Why Democratic Senators Won’t Succeed in Attempt to Block Judicial Nominee

Thomas Jipping /

Even with just two months left in this Congress, the Senate Judiciary Committee is still holding hearings for judicial nominations.

A hearing Wednesday will include Eric Miller, nominated to the U.S. Court of Appeals for the 9th Circuit, even though his home-state senators, Democrats Patty Murray and Maria Cantwell of Washington, oppose him.

Murray and Cantwell are trying to prevent the committee from even considering his nomination. But, thanks to Judiciary Chairman Chuck Grassley, R-Iowa, this gambit will fail.

Whenever the president makes a judicial nomination, the Judiciary Committee chairman asks the home-state senators whether they support or oppose the nominee. This practice has come to be called the “blue slip” process because those home-state senators communicate their position on a blue slip of paper.

Since the practice began in 1916, 17 of the 19 Judiciary Committee chairmen have treated the views of home-state senators as input for senators to consider rather than a veto of the nomination. Only two chairmen have treated negative or withheld blue slips as a veto that automatically prevents a hearing.

>>> For more background on the blue slip courtesy, see The Heritage Foundation’s issue brief.

Grassley follows the traditional blue slip practice. So long as the White House has consulted with home-state senators prior to the nomination, a negative or withheld blue slip will be treated as input but not a veto. In other words, individual senators, on or off the committee, can attribute whatever significance they choose to the views of home-state senators, but the confirmation process will move forward with or without their support.

Murray and Cantwell oppose Miller’s nomination to the 9th Circuit and refuse to return their blue slips. Grassley wrote them on Oct. 18, detailing nearly four pages of meetings, emails, telephone calls, and other efforts by the White House and Judiciary Committee over more than a year to work with Murray and Cantwell to find an acceptable nominee.

In all that time, Grassley wrote, the senators “have not expressed any substantive reasons” for opposing Miller.

This is exactly how this portion of the Senate confirmation process is supposed to work.

For decades since the blue slip courtesy began, home-state senators asked only that they be allowed to express their views to the Judiciary Committee. Some actually testified in hearings.

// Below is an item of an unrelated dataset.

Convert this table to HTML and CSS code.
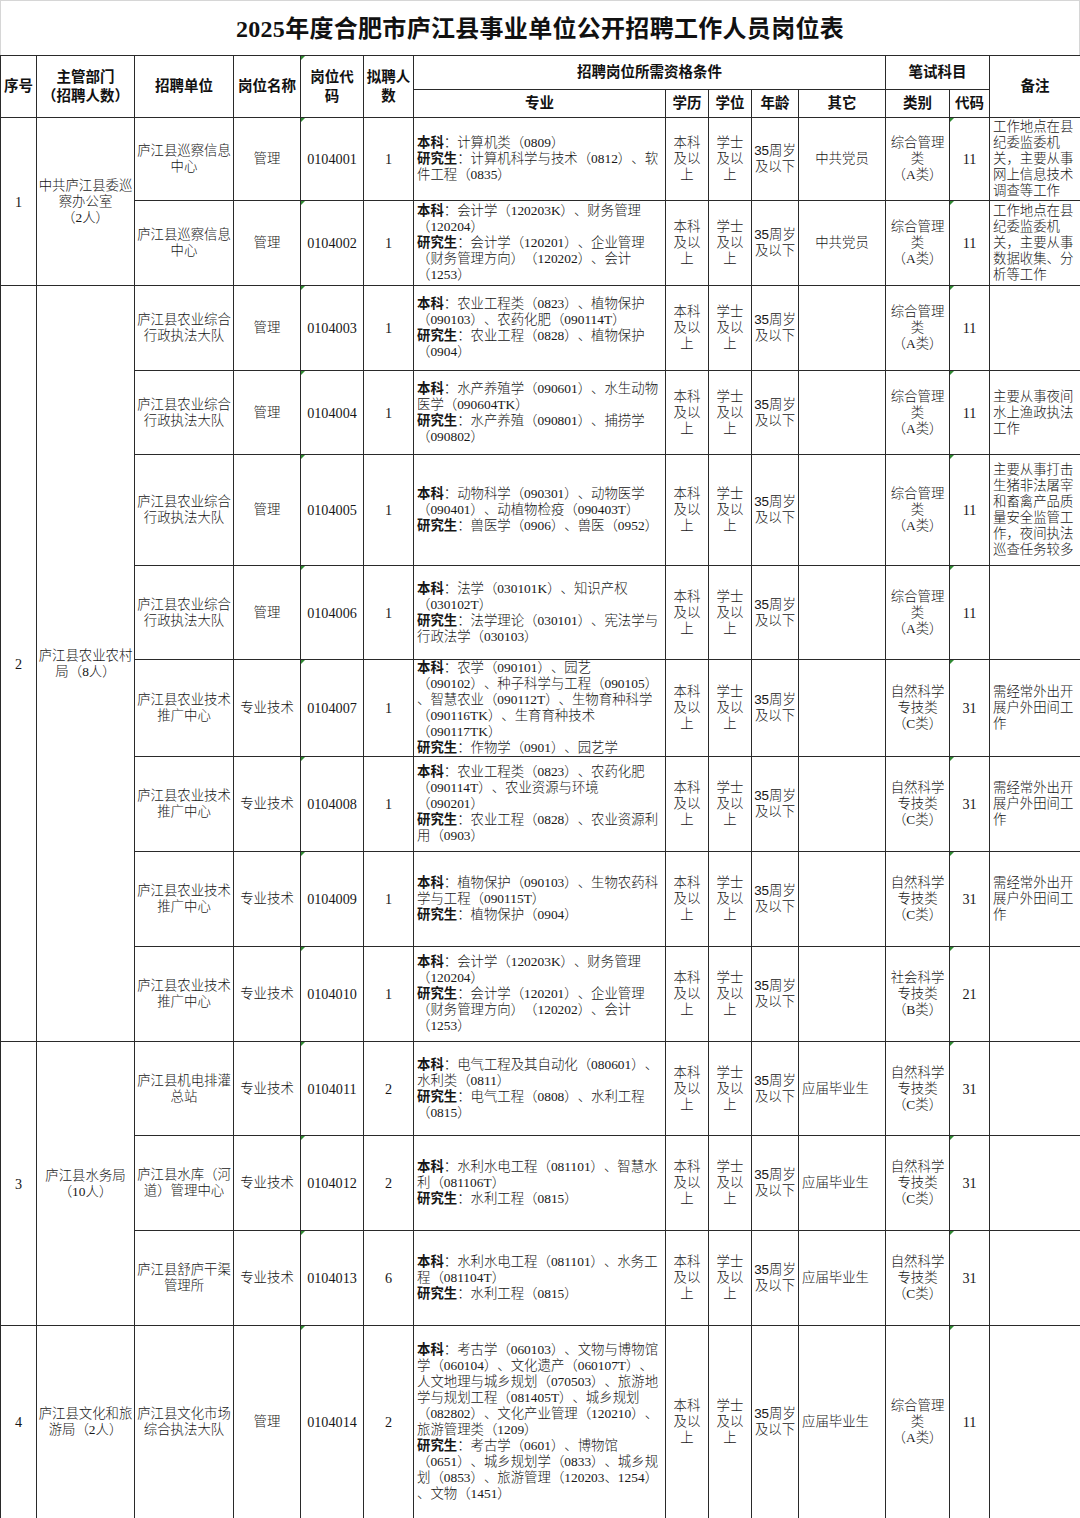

Especially since the early 1990s, led by Chairmen Joe Biden, D-Del., and Orrin Hatch, R-Utah, the specific purpose of the blue slip courtesy has been to encourage White House consultation. Grassley’s letter shows that his insistence on genuine, good-faith White House consultation is paying off because he now has a legitimate, credible basis for moving forward with a hearing for Miller.

Senate Rule 22 requires 60 votes to invoke cloture, or end debate. This supermajority allows 41 senators to prevent passage of legislation or confirmation of nominations by preventing a final vote altogether. In 2013, Senate Democrats used a parliamentary maneuver to reinterpret Rule 22 so that ending debate on nominations now requires only a simple majority.

The same Democrats who deprived 41 senators of the ability to block confirmation by preventing a full Senate vote are today demanding that a single senator be able to block confirmation by preventing a Judiciary Committee hearing.

Thankfully, Grassley’s respect for the committee’s real traditions and the integrity of the Senate’s role in the appointment process is preventing any senator from undermining the confirmation process by weaponizing the blue slip courtesy.